The Briar Cliff Review
- Discipline: Literary journal
- Language: English
- Edited by: Tricia Currans-Sheehan

Publication details
- History: 1989-present
- Publisher: Briar Cliff University (United States)
- Frequency: Annual

Standard abbreviations
- ISO 4: Briar Cliff Rev.

Indexing
- ISSN: 1550-0926

Links
- Journal homepage;

= The Briar Cliff Review =

The Briar Cliff Review is a literary journal based in Sioux City, Iowa, USA, home of Briar Cliff University. The Review was founded in 1989 and has awarded its well-renowned prizes in fiction and poetry since 1996. The current editors are Tricia Currans-Sheehan, Rich Yates (design), Jeanne Emmons (Poetry), Jeff Gard / Amelia Skinner Saint (Fiction),
Jeff Baldus (Art), and Paul Weber /
Ryan Allen (Nonfiction).

The final issue of the Briar Cliff Review is to be Volume 35 (2023).

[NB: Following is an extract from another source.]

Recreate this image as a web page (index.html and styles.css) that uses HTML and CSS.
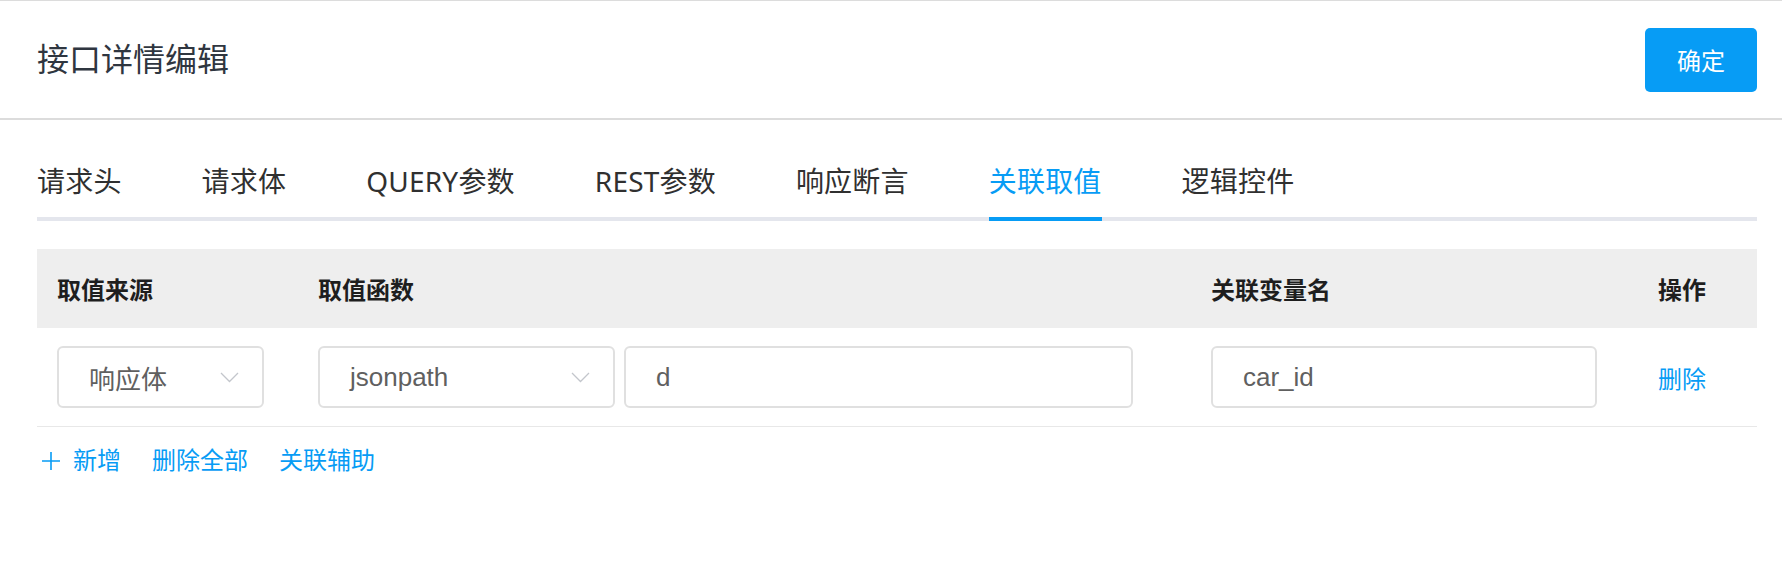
FILE: index.html
```html
<!DOCTYPE html>
<html lang="zh-CN">
<head>
<meta charset="utf-8">
<title>接口详情编辑</title>
<link rel="stylesheet" href="styles.css">
</head>
<body>
<div class="page">
	<div class="topbar">
		<h2 class="title">接口详情编辑</h2>
		<button type="button" class="btn-ok">确定</button>
	</div>
	<div class="main">
		<ul class="tabs">
			<li>请求头</li>
			<li>请求体</li>
			<li>QUERY参数</li>
			<li>REST参数</li>
			<li>响应断言</li>
			<li class="active">关联取值</li>
			<li>逻辑控件</li>
		</ul>
		<div class="grid">
			<div class="row head">
				<div class="cell">取值来源</div>
				<div class="cell">取值函数</div>
				<div class="cell">关联变量名</div>
				<div class="cell">操作</div>
			</div>
			<div class="row">
				<div class="cell">
					<div class="select w-src"><span>响应体</span><svg width="19" height="11" viewBox="0 0 19 11"><polyline points="1,1 9.5,9.5 18,1" fill="none" stroke="#c3c6cc" stroke-width="1.3"/></svg></div>
				</div>
				<div class="cell pair">
					<div class="select w-fn"><span>jsonpath</span><svg width="19" height="11" viewBox="0 0 19 11"><polyline points="1,1 9.5,9.5 18,1" fill="none" stroke="#c3c6cc" stroke-width="1.3"/></svg></div>
					<div class="input w-exp">d</div>
				</div>
				<div class="cell">
					<div class="input w-var">car_id</div>
				</div>
				<div class="cell"><a class="link">删除</a></div>
			</div>
		</div>
		<div class="actions">
			<a class="link add"><svg width="18" height="18" viewBox="0 0 18 18"><path d="M9 0V18M0 9H18" stroke="#079cf5" stroke-width="1.6"/></svg>新增</a>
			<a class="link">删除全部</a>
			<a class="link">关联辅助</a>
		</div>
	</div>
</div>
</body>
</html>
```

FILE: styles.css
```css
html,body{margin:0; padding:0; background:#fff;}
body{font-family:"Liberation Sans","Noto Sans CJK SC",sans-serif; color:#333;}
ul{margin:0; padding:0; list-style:none;}

.page{border-top:1px solid #dcdcdc;}
.topbar{display:flex; align-items:center; justify-content:space-between; height:117px; padding:0 25px 0 37px; border-bottom:2px solid #dcdcdc;}
.title{margin:0; font-size:32px; font-weight:normal; color:#2f3640; line-height:40px;}
.btn-ok{width:112px; height:64px; border:0; border-radius:5px; background:#079cf5; color:#fff; font-family:inherit; font-size:24px; cursor:pointer;}

.main{padding:0 25px 0 37px;}
.tabs{display:flex; border-bottom:4px solid #e4e6ed; padding-top:41px; font-family:"Noto Sans","Noto Sans CJK SC",sans-serif; letter-spacing:0.2px;}
.tabs li{margin-right:80px; margin-bottom:-4px; padding-bottom:16px; border-bottom:4px solid transparent; font-size:28px; line-height:40px; color:#303030; cursor:pointer;}
.tabs li.active{color:#079cf5; border-bottom-color:#079cf5;}

.grid{margin-top:28px;}
.row{display:grid; grid-template-columns:261px 893px 447px 119px; align-items:center; padding:18px 0 18px; border-bottom:1px solid #e8e8e8;}
.row.head{height:79px; padding:0; border:0; background:#eee; font-size:24px; font-weight:bold; color:#1e1e1e;}
.cell{padding-left:20px;}
.pair{display:flex; gap:9px;}

.select,.input{box-sizing:border-box; display:flex; align-items:center; height:62px; padding:0 23px 0 30px; border:2px solid #e0e0e0; border-radius:6px; font-size:26px; color:#606060;}
.select{justify-content:space-between;}
.w-src{width:207px;}
.w-fn{width:297px;}
.w-exp{width:509px;}
.w-var{width:386px;}

.link{font-size:24px; color:#079cf5; cursor:pointer;}
.actions{display:flex; align-items:center; margin-top:18px; line-height:32px;}
.actions .link{margin-right:31px;}
.add{display:flex; align-items:center; gap:13px; margin-left:5px;}
```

Previous winners of the Briar Cliff Review fiction prize include Jacob M. Appel's "The Final Word in Bee Keeping" (2000), George V. Tucker's "Norman, Oklahoma" (2003), Rebecca Tuch's "Stop Saying My Name" (2006), and Scott H. Andrews's "A Brief Swell of Twilight" (2007). Winning poets include Elizabeth Volpe (2004), Deborah DeNicola (2007) and Sarah Sousa (2011).

Jenna Blum's short story Those Who Save Us first appeared in the 14th issue of The Briar Cliff Review (2002).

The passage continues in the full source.